The San Luis Obispo City Council approved an ordinance that will bring hundreds of new housing units to the downtown area.
The plan calls for using empty office space to build new apartments.
The goal is to have more people live in Downtown San Luis Obispo and make the area less economically dependent on tourism.
The city is hoping that hundreds of more people will embrace living downtown and move there in the coming years.
“It’s just an experience, you know. I don’t know if I’d live downtown forever,” said Dylan Ansbro, who lives in San Luis Obispo.
The ordinance, approved Tuesday, calls for building 500 new studios and one-to-two-bedroom apartments by the end of 2028.
More people living downtown could mean more businesses staying open later.
“Businesses staying open would be a benefit to the community especially with more people living around here,” said Ansbro.
Over the past few months, the city has gathered feedback and heard concerns from community members.

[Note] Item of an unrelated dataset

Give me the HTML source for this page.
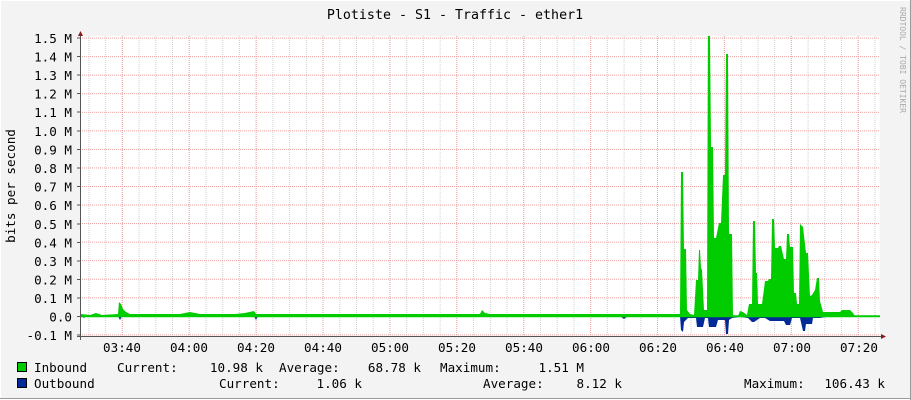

“A lot of the concerns were about parking and affordability,” said San Luis Obispo Community Development Housing Coordinator Kyle Bell.
There will be no affordable housing requirements for the first 500 units that are built.
The city says that the focus right now is solely aimed at ramping up housing production.
Another change is that the new units will not be allowed to be used as short-term rentals on apps like Airbnb.
“There’s a lot of opportunity to recover from the 2020 pandemic,” said Bell.
The city hopes that drawing more people to live downtown will bring more foot traffic to businesses.
Another goal is to have more people live within walking distance of where they work.
There is no exact timeline on when construction will begin because that is dependent on how quickly the city approves any new development.
“Usually that process can take a few years and so we might not see construction immediately,” explained Bell. “There are also opportunities to convert existing office space to housing units so we might be able to see some housing units constructed more readily within the next few years.”
The city modeled the program after a similar ordinance in Downtown Santa Barbara that was rolled out in 2013.